I don't need to leave an enduring legacy: my point is, when people tell me that I make a difference, I see the difference as ultimately naught but the 'lone and level sands' stretching, far away.

To that story, what it means is that the elderly man is a pragmatist: why waste time on saving a handful of starfish, many of whom will only end up back on the shore at the next tide anyway. The younger man is an idealist: he has changed the course of life for those star fish, whose previous fate was the near and certain death of baking on the beach.

I'm neither of them, I suppose. I think the old man is mean for cynically disparaging the young man's efforts. Though I would be admittedly frustrated that I don't understand why the young man is doing what he is doing, or that his answers are not useful to me, I would not disparage him by telling him he couldn't make a difference.

I think the young man has access to some feeling, some special knowledge that I don't, that making a difference, doing good for its own sake, taking action, enjoying life, helping others... That these are all somehow meritorious in themselves. Perhaps they are, but when asked, "Why? Why do you help that one starfish, why do you take action knowing the difference is so small as to be negligible...?" he would answer, only, "It made a difference for this one, too." Because he is in some way, content with the facts of the situation, or in some other way, capable of knowing but not communicating that there is more to the situation than appears.

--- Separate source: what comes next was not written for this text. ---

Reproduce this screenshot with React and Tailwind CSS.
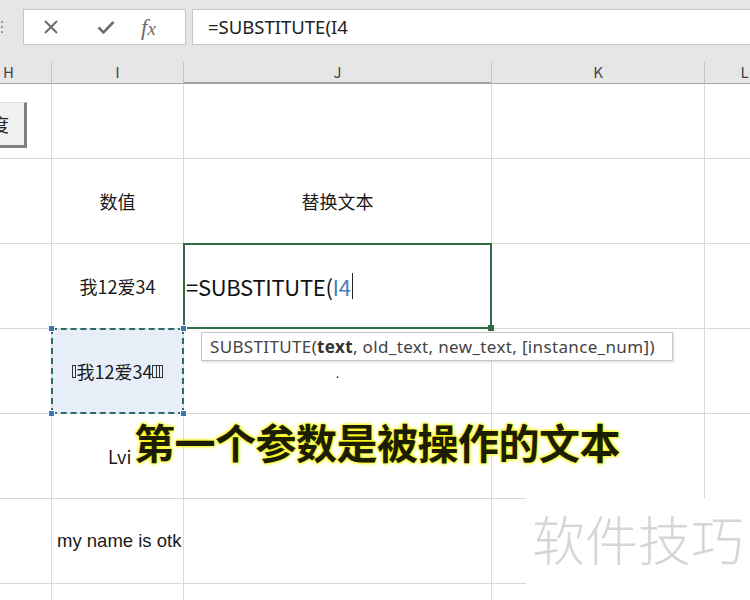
import React from 'react';

const cjk = { fontFamily: '"Noto Sans CJK SC", "Noto Sans", sans-serif' };
const ui = { fontFamily: '"Noto Sans", "Noto Sans CJK SC", sans-serif' };

function Cell({ children, className = '' }) {
  return (
    <div className={`border-r border-b border-[#d9d9d9] flex items-center justify-center text-[18px] text-[#1a1a1a] ${className}`}>
      {children}
    </div>
  );
}

function HeaderCell({ children, className = '' }) {
  return (
    <div className={`border-r border-[#c6c6c6] border-b border-b-[#a6a6a6] bg-[#e6e6e6] flex items-center justify-center text-[15px] text-[#444] ${className}`}>
      {children}
    </div>
  );
}

function Handle({ className }) {
  return <div className={`absolute w-[7px] h-[7px] bg-[#3f72b8] border border-white ${className}`} />;
}

export default function App() {
  return (
    <div className="relative w-[750px] h-[600px] overflow-hidden bg-white" style={cjk}>
      {/* formula bar */}
      <div className="h-[62px] bg-[#e6e6e6] flex items-start pt-[9px]">
        <div className="w-[23px] h-[36px] flex flex-col items-start justify-center gap-[3px] pl-px">
          <span className="w-[2px] h-[2px] bg-[#999]" />
          <span className="w-[2px] h-[2px] bg-[#999]" />
          <span className="w-[2px] h-[2px] bg-[#999]" />
        </div>
        <div className="w-[163px] h-[36px] bg-white border border-[#c6c6c6] flex items-center">
          <svg className="ml-[19px]" width="16" height="16" viewBox="0 0 16 16">
            <path d="M2 2 L14 14 M14 2 L2 14" stroke="#6d6d6d" strokeWidth="2" />
          </svg>
          <svg className="ml-[38px]" width="18" height="16" viewBox="0 0 18 16">
            <path d="M1.5 8.5 L6.5 13.5 L16.5 3" stroke="#6d6d6d" strokeWidth="2.6" fill="none" />
          </svg>
          <span className="ml-[26px] text-[23px] leading-none italic text-[#6d6d6d]" style={{ fontFamily: '"Liberation Serif", serif' }}>
            f<span className="text-[19px]">x</span>
          </span>
        </div>
        <div className="ml-[6px] flex-1 h-[36px] bg-white border border-[#c6c6c6] border-r-0 flex items-center pl-[15px] text-[18.5px] text-[#222]" style={ui}>
          =SUBSTITUTE(I4
        </div>
      </div>

      {/* sheet */}
      <div className="grid grid-cols-[52px_132px_308px_213px_80px] grid-rows-[22px_75px_85px_85px_85px_85px_85px_85px] w-[785px]">
        <HeaderCell className="justify-start pl-[3px]">H</HeaderCell>
        <HeaderCell>I</HeaderCell>
        <HeaderCell className="bg-[#d2d2d2] border-b-2 border-b-[#217346]">J</HeaderCell>
        <HeaderCell>K</HeaderCell>
        <HeaderCell>L</HeaderCell>

        {/* row 3 */}
        <Cell className="justify-start">
          <div className="w-[27px] h-[46px] mt-[8px] bg-[#f0f0f0] border-r-[3px] border-b-[3px] border-[#7f7f7f] border-t border-t-[#e0e0e0] flex items-center justify-end overflow-hidden">
            <span className="text-[18px] text-[#222] mr-[15px] shrink-0">度</span>
          </div>
        </Cell>
        <Cell />
        <Cell />
        <Cell />
        <Cell />

        {/* row 4 */}
        <Cell />
        <Cell>数值</Cell>
        <Cell>替换文本</Cell>
        <Cell />
        <Cell />

        {/* row 5 */}
        <Cell />
        <Cell>我12爱34</Cell>
        <Cell className="relative justify-start">
          <div className="absolute -top-px -left-px -right-px -bottom-px border-2 border-[#2f6b45]" />
          <div className="absolute -right-[3px] -bottom-[3px] w-[6px] h-[6px] bg-[#2f6b45]" />
          <span className="pl-[2px] text-[22px] text-[#111] flex items-center tracking-[-0.3px]">
            =SUBSTITUTE(<span className="text-[#4a7ebb]">I4</span>
            <span className="ml-px w-px h-[26px] bg-[#222]" />
          </span>
        </Cell>
        <Cell />
        <Cell />

        {/* row 6 */}
        <Cell />
        <Cell className="relative bg-[#e8eef8]">
          <div className="absolute -top-px -left-px -right-px -bottom-px border-2 border-dashed border-[#2c6a6c]" />
          <Handle className="-top-[4px] -left-[4px]" />
          <Handle className="-top-[4px] -right-[4px]" />
          <Handle className="-bottom-[4px] -left-[4px]" />
          <Handle className="-bottom-[4px] -right-[4px]" />
          <span className="flex items-center">
            <span className="inline-block w-[4px] h-[13px] border border-[#333] mr-px" />
            我12爱34
            <span className="inline-flex w-[11px] h-[13px] border border-[#333] justify-evenly">
              <span className="w-px h-full bg-[#333]" />
              <span className="w-px h-full bg-[#333]" />
            </span>
          </span>
        </Cell>
        <Cell className="items-start pt-[38px]">
          <span className="text-[12px] leading-none">.</span>
        </Cell>
        <Cell />
        <Cell />

        {/* row 7 */}
        <Cell />
        <Cell className="justify-start pl-[56px]">Lvi</Cell>
        <Cell />
        <Cell />
        <Cell />

        {/* row 8 */}
        <Cell />
        <Cell className="justify-start pl-[5px]">
          <span style={{ fontFamily: '"Liberation Sans Narrow", "Liberation Sans", sans-serif' }} className="text-[18.5px]">my name is otk</span>
        </Cell>
        <Cell />
        <Cell />
        <Cell />

        {/* row 9 */}
        <Cell />
        <Cell />
        <Cell />
        <Cell />
        <Cell />
      </div>

      {/* argument tooltip */}
      <div className="absolute left-[201px] top-[332px] w-[472px] h-[29px] bg-white border border-[#c6c6c6] shadow-[1px_1px_2px_rgba(0,0,0,0.15)] flex items-center pl-[8px] text-[17px] tracking-[0.35px] text-[#444]" style={ui}>
        SUBSTITUTE(<b className="text-[#333]">text</b>, old_text, new_text, [instance_num])
      </div>

      {/* caption */}
      <div
        className="absolute left-[134px] top-[421px] text-[41px] font-bold text-[#1d1d05] leading-none whitespace-nowrap tracking-[-0.5px]"
        style={{ textShadow: '0 0 2px #f5f500, 0 0 3px #f5f500, 0 0 4px #f5f500' }}
      >
        第一个参数是被操作的文本
      </div>

      {/* watermark */}
      <div className="absolute left-[526px] top-[498px] w-[224px] h-[102px] bg-white flex items-start pt-[14px] pl-[6px]">
        <span className="text-[53px] font-light text-[#d6d6d6] leading-none">软件技巧</span>
      </div>
    </div>
  );
}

But I do not take direction without explanation of the end, and so he can throw his starfish back to sea, and I will leave him alone with the old man's foolish mockery, and I will find a nice place to give up the walk and drown.
 
As I said in the other thread, I don't think your assumption that your perception of a futile existence is the root of your melancholy but its result. Your depression gives rise to that view, not the other way around.

To me, the most important words you stated in your very first sentence above water "I see". What you see is not absolute. It is possible to believe in an uncaring universe, of which you are not even a mote and not be crushed by the futility of existence.